A genuine, meaningful apology is one of the most powerful tools we humans have available to us. It doesn't need to be dramatic and 'showy', but it does need to be real. A good, old-fashioned "Sorry" can draw a line on the past and clear the path to do better. Immediately, an apology creates a genuine bond between people that creates fertile ground for future improvement. We can't change the past, but we can recognize the wrongs we've committed. And we can acknowledge those by apologizing for them.
Apologizing is something I often encourage leaders to do. Some embrace it, most resist it. They believe it makes them look vulnerable and weak. They're right about the vulnerability but profoundly wrong about the weakness.
Behaving 'badly' for hours, weeks, months or years can earn leaders the reputation of being a total jerk who can't be trusted. Someone then points out the error of their ways and they decide to change. Which is great. But it's impossible to switch off bad behaviour and replace it with good behaviour and expect to see instant results: Unless that is, you first apologize for your past behavioural atrocities. You see, in the absence of an apology, those around you will greet the 'new you' with mistrust, resistance, and scepticism. They'll dance around you, waiting for you to slip back into your 'bad habits'. It's simple: You can't be a jerk one day and all sweetness and light the next and expect people to trust the change. However, apologize and a very different picture emerges. First, having the confidence to recognize your wrongs - and acknowledge them in front of subordinates - is massively courageous: It's not weak, it's extraordinarily brave. Second, admitting you made a mistake makes you human, fallible, and real: It makes you one of them. Third, saying sorry is a powerful way of asking people to trust you enough to give you a chance to do better: You can't change the past, but you can acknowledge you got it wrong and let people know you're committed to changing the future. Interestingly, if you apologize, they'll help you do it.

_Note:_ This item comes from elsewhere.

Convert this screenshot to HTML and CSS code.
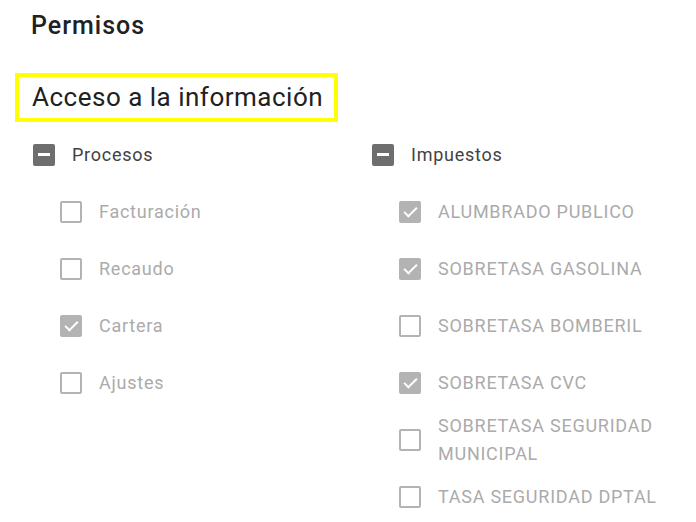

One small word said in earnest can sky-rocket you from the depths of 'jerkism' to the dizzy-heights of 'great guy or gal'. In a matter of minutes, you can raise the level of trust in your organization exponentially. Just one word said publically can create massive empathy, humanity, and engagement amongst your followers. Combine all of this, and you have yourself a high-impact, high-achieving leader with engaged and committed employees.
'Sorry' is one of the easiest and hardest things you'll ever say. But whatever discomfort and vulnerability you feel when you say it will be paid back to you in spades.